THE Game Council and the Shooters and Fishers Party are demanding an inquiry into why a game manager was recently suspended over claims of an illegal hunting incident on a cattle station in outback NSW.
Andy Mallen, was reinstated to his position as the Game Council's head of firearms training and law enforcement, three days after Primary Industries Minister Katrina Hodgkinson had stood him down and the council's communications manager and acting chief executive, Greg McFarland.
The pair were suspended after police at the rural crimes unit in Bourke confirmed they were investigating claims two Game Council employees in a council-owned vehicle strayed across a national park and on to private property and killed a goat.
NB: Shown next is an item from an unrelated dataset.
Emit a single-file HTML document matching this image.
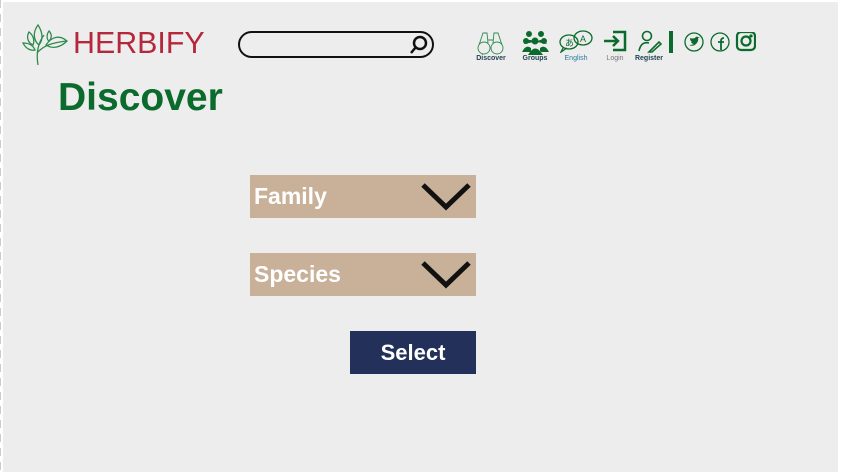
<!DOCTYPE html>
<html><head><meta charset="utf-8"><style>
*{margin:0;padding:0;box-sizing:border-box}
body{width:842px;height:472px;background:#fff;position:relative;overflow:hidden;font-family:"Liberation Sans",sans-serif}
#bg{position:absolute;left:3px;top:2px;width:835px;height:470px;background:#ededed}
#dash{position:absolute;left:0;top:0;width:1px;height:472px;background:repeating-linear-gradient(#ccc 0 8px,#fff 8px 14px)}
.a{position:absolute}
.lbl{position:absolute;font-size:7px;font-weight:bold;text-align:center;width:50px}
.dd{position:absolute;left:250px;width:226px;height:43px;background:#c8b198;color:#fff;font-weight:bold;font-size:23px;padding-left:4px;line-height:43px}
.dd svg{position:absolute;right:5px;top:6px}
</style></head><body>
<div id="bg"></div><div id="dash"></div>
<svg class="a" style="left:22px;top:23px" width="46" height="43" viewBox="0 0 46 43" fill="none" stroke="#2e8b4e" stroke-width="1.3">
<path d="M16 42 C14 30 16 20 22 12"/><path d="M15 30 C22 22 30 20 44 18"/><path d="M16 2 C10 10 12 18 17 22 C22 16 20 8 16 2Z"/><path d="M7 9 C4 14 6 20 11 22 C13 17 11 12 7 9Z"/><path d="M1 20 C4 26 9 28 13 27 C11 22 6 20 1 20Z"/><path d="M27 8 C24 12 25 17 27 18 C30 15 30 11 27 8Z"/><path d="M24 22 C30 13 38 12 45 18 C38 25 30 26 24 22Z"/>
</svg>
<div class="a" style="left:73px;top:26px;font-size:31px;color:#b5273a;letter-spacing:0px;line-height:34px;transform:scaleX(0.98);transform-origin:left">HERBIFY</div>
<div class="a" style="left:238px;top:31px;width:196px;height:27px;border:2.5px solid #111;border-radius:14px"></div>
<svg class="a" style="left:408px;top:34px" width="22" height="22" viewBox="0 0 22 22" fill="none" stroke="#111" stroke-width="2.5"><circle cx="12" cy="9" r="6"/><path d="M8 13 L3 19"/></svg>
<div class="a" style="left:58px;top:76px;font-size:39px;font-weight:bold;color:#0b6b2c;line-height:44px">Discover</div>

<svg class="a" style="left:477px;top:30px" width="27" height="25" viewBox="0 0 27 25" fill="none" stroke="#2e8b4e" stroke-width="0.9"><circle cx="7" cy="18" r="6"/><circle cx="20" cy="18" r="6"/><path d="M2 15 L6 3 L10 3 L11 13 M25 15 L21 3 L17 3 L16 13 M11 10 L16 10"/></svg>
<div class="lbl" style="left:466px;top:55px;color:#245">Discover</div>
<svg class="a" style="left:522px;top:30px" width="27" height="25" viewBox="0 0 27 25" fill="#0b6b2c"><circle cx="7" cy="4" r="3"/><circle cx="19" cy="4" r="3"/><circle cx="4" cy="11" r="3"/><circle cx="22" cy="11" r="3"/><circle cx="13" cy="11" r="3.5"/><path d="M0 22 Q4 14 9 18 L9 22Z M27 22 Q23 14 18 18 L18 22Z M6 25 Q13 12 21 25Z M2 14 Q7 7 12 12 L2 14Z M25 14 Q20 7 15 12Z"/></svg>
<div class="lbl" style="left:510px;top:55px;color:#245">Groups</div>
<svg class="a" style="left:559px;top:29px" width="34" height="24" viewBox="0 0 34 24" fill="none" stroke="#0b6b2c" stroke-width="1.3"><ellipse cx="10" cy="13" rx="9" ry="7"/><path d="M4 19 L2 23 L8 19"/><ellipse cx="24" cy="9" rx="9" ry="7"/><text x="6" y="17" font-size="9" fill="#0b6b2c" stroke="none" font-family="Noto Sans CJK JP">あ</text><text x="21" y="13" font-size="9" fill="#0b6b2c" stroke="none">A</text></svg>
<div class="lbl" style="left:551px;top:55px;color:#2a7aa0;font-weight:normal">English</div>
<svg class="a" style="left:603px;top:30px" width="24" height="22" viewBox="0 0 24 22" fill="none" stroke="#0b6b2c" stroke-width="2.5"><path d="M10 2 H22 V20 H10"/><path d="M1 11 H15 M10 6 L15 11 L10 16"/></svg>
<div class="lbl" style="left:590px;top:55px;color:#777;font-weight:normal">Login</div>
<svg class="a" style="left:638px;top:29px" width="24" height="24" viewBox="0 0 24 24" fill="none" stroke="#0b6b2c" stroke-width="1.6"><circle cx="9" cy="7" r="4.5"/><path d="M1 22 Q3 12 11 14"/><path d="M12 22 L21 13 L23 15 L14 23 L11 23Z"/></svg>
<div class="lbl" style="left:624px;top:55px;color:#245">Register</div>
<div class="a" style="left:669px;top:31px;width:4px;height:22px;background:#0b6b2c"></div>
<svg class="a" style="left:684px;top:32px" width="72" height="22" viewBox="0 0 72 22" fill="none" stroke="#0b6b2c" stroke-width="1.3"><circle cx="10" cy="10" r="9"/><path d="M5 13 Q9 15 12 12 Q15 9 14 6 L16 5 L14 5 Q12 4 11 6 Q8 7 6 6 Q6 9 8 10 L7 10 Q8 12 10 12 Q8 13 5 13Z" fill="#0b6b2c" stroke="none"/><circle cx="36" cy="10" r="9"/><path d="M37 18 V9 Q37 6 40 6 M34 10 H40" stroke-width="1.8"/><rect x="53" y="0" width="18" height="18" rx="4" stroke-width="2.2"/><circle cx="62" cy="9" r="4.5" stroke-width="2.2"/><circle cx="67" cy="4" r="1" fill="#0b6b2c"/></svg>

<div class="dd" style="top:175px">Family<svg width="50" height="30" viewBox="0 0 50 30"><path d="M2 4 L25 26 L48 4" fill="none" stroke="#111" stroke-width="5"/></svg></div>
<div class="dd" style="top:253px">Species<svg width="50" height="30" viewBox="0 0 50 30"><path d="M2 4 L25 26 L48 4" fill="none" stroke="#111" stroke-width="5"/></svg></div>
<div class="a" style="left:350px;top:331px;width:126px;height:43px;background:#22305a;color:#fff;font-weight:bold;font-size:22px;text-align:center;line-height:43px">Select</div>
</body></html>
Diane Noble, the owner of Karwarn cattle station, a 110 kilometres south of Cobar, reported the incident to police. She has passed photographic evidence of the dead goat, which had been left behind, to investigators.
Mr Mallen, who had insisted he was not at Karwarn when the alleged incident took place on December 28 last year, was reinstated on Friday after police accepted he was in Sydney on that day.
The investigation continues but the Game Council has called for inquiry, claiming the allegations were leaked as part of a "smear campaign".
The council has been thrust into the spotlight over its impending role in licensing hunters when the state's national parks are opened to shooting on March 1.
Letter to the editor
Backflip a vindication
THE reinstatement of suspended Game Council NSW employee Mr Andrew Mallen has not only vindicated the individual and the organisation, but also revealed the desperation of the extreme green and animal liberation movement in their fight against any practical environmental solutions that involve responsible conservation hunters or hunting.
Mr Mallen had been suspended by the Minister following completely false allegations of illegal hunting, reported in the Sydney Morning Herald on Wednesday, January 23 and reprinted in this newspaper.
The Minister commented that Mr Mallen was reinstated following, “a detailed statement [given] to NSW Police by Mr Mallen that clearly proves he was in Sydney on the date of the alleged incident”.
This is just the first hole in the story; Andrew Mallen was hundreds of kilometres from where the alleged incident occurred.
How does an innocent man end up on the front page of a newspaper?
The article has simple inaccuracies, such as Mr Mallen’s proper job title, the correct one being easily obtained from the Game Council website.
This is a case of an appalling lack of journalistic fact-checking, standards and integrity.
The Sydney Morning Herald journalist who released the story should fully cooperate with the Minister’s fact-finding investigation so that the people who initiated this appalling event can be listed in the report and placed on the public record.
Simple fact-checking would also have revealed that the landowners making the accusations have a vested interest in keeping hunters away from the feral goat population in the neighbouring nature reserve.
This is a basic attack on recent government policy. The anti-hunting movement has attempted to undermine the Game Council, and hunting in general, by discrediting two of its senior employees, in order to further the unfounded smear campaign they are carrying out.